[start of Data block]
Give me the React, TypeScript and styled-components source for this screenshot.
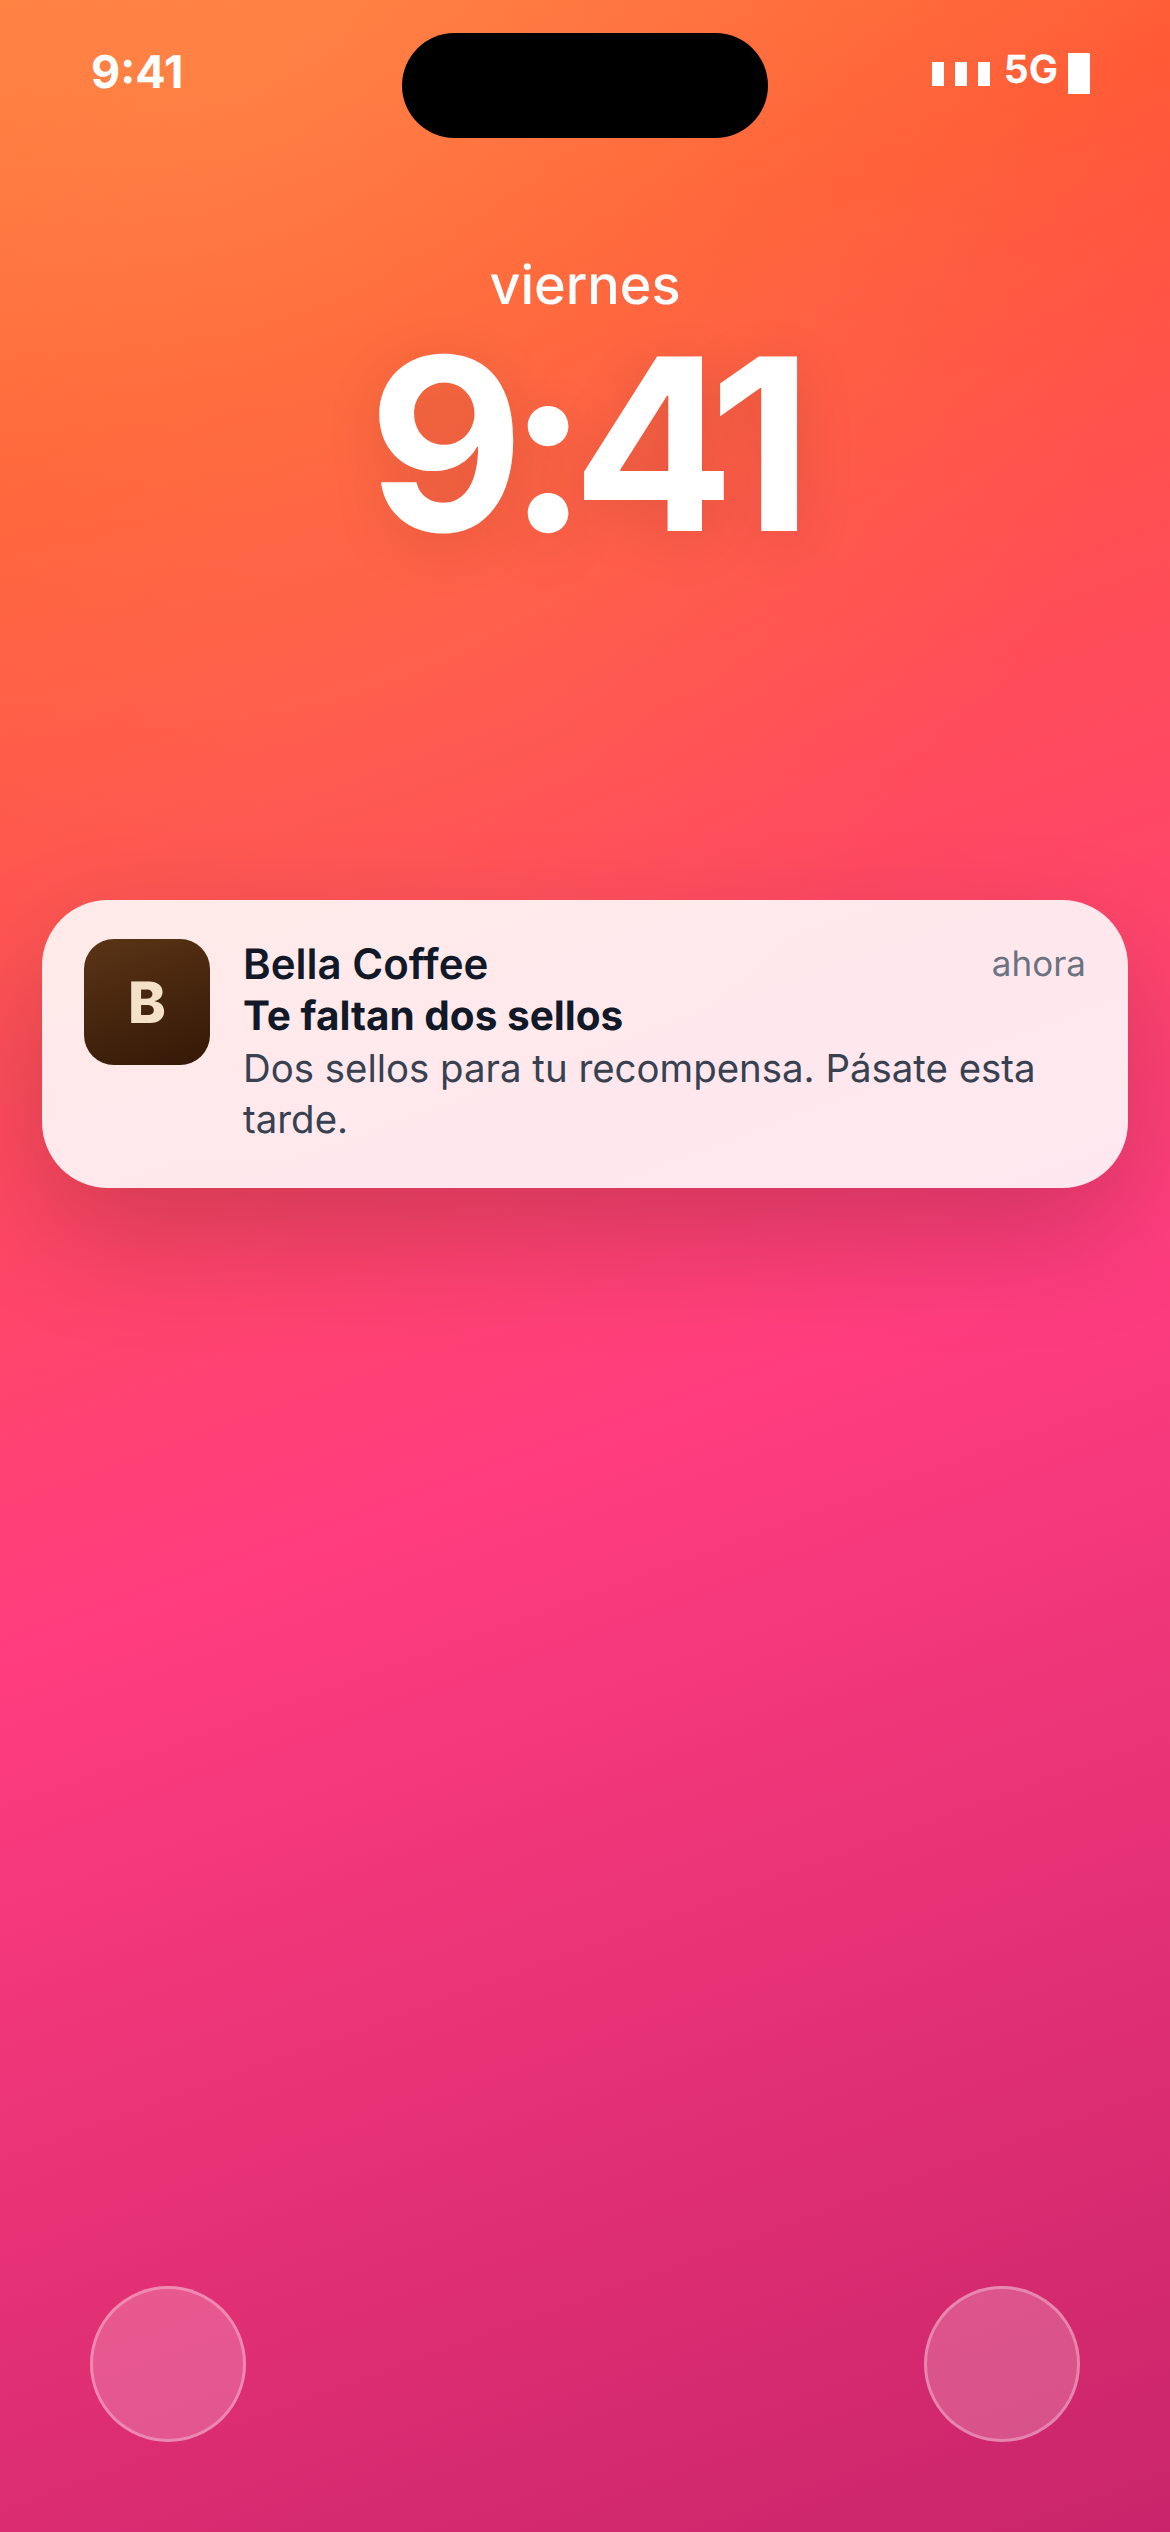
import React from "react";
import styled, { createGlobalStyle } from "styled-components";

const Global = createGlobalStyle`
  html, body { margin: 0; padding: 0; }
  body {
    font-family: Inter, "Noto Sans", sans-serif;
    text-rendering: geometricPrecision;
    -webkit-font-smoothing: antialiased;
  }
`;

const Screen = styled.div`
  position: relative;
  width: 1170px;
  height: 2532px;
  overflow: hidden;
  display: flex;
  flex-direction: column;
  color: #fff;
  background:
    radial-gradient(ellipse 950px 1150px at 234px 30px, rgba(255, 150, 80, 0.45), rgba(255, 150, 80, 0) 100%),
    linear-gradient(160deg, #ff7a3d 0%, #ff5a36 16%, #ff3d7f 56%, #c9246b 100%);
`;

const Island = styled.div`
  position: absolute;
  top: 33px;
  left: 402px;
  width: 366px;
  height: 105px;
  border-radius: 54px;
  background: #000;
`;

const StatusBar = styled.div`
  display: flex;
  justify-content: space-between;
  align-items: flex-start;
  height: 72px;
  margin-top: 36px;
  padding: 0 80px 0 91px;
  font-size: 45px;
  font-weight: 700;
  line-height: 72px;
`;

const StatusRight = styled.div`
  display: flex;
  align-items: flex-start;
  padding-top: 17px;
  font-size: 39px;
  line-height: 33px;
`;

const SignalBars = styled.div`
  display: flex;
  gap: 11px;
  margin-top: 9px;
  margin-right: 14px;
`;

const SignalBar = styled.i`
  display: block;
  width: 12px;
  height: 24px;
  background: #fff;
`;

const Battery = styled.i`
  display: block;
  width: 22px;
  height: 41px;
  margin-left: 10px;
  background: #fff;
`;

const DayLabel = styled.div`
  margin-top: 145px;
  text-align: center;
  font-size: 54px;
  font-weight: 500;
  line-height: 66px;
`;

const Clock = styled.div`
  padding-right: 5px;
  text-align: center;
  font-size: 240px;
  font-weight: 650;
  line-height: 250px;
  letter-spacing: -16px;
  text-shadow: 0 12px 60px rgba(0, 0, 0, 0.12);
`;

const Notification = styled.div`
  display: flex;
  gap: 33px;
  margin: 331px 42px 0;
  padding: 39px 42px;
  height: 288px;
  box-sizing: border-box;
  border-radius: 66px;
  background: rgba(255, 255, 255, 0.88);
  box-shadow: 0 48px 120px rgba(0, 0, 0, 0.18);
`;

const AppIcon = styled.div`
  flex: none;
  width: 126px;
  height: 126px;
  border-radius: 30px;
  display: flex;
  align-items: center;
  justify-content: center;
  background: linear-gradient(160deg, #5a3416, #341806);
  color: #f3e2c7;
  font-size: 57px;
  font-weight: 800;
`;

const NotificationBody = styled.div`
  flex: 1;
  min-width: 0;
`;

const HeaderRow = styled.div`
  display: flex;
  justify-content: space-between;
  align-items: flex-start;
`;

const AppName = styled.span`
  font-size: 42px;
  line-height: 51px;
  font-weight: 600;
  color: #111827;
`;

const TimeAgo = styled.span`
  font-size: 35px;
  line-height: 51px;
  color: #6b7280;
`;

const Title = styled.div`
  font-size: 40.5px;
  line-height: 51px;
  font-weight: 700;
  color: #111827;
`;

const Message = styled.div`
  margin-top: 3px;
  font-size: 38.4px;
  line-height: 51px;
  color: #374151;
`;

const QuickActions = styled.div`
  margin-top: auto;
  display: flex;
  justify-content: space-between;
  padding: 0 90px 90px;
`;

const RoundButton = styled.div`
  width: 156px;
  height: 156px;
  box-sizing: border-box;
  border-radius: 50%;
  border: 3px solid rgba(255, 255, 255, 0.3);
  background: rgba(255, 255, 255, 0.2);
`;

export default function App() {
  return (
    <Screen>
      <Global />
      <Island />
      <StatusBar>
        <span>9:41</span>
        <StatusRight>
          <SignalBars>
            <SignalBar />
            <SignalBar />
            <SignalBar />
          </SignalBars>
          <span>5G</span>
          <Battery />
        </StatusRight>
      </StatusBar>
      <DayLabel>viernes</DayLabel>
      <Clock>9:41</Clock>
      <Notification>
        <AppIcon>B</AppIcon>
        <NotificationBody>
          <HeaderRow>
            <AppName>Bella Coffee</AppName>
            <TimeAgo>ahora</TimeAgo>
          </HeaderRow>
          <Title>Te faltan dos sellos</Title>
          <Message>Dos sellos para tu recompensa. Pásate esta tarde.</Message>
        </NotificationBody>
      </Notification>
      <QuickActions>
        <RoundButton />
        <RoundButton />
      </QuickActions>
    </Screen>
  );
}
[end of Data block]
- Work to complete: Search the preceding listing for "components" and extract every line where it is found.

- Exercise result:
Give me the React, TypeScript and styled-components source for this screenshot.
import styled, { createGlobalStyle } from "styled-components";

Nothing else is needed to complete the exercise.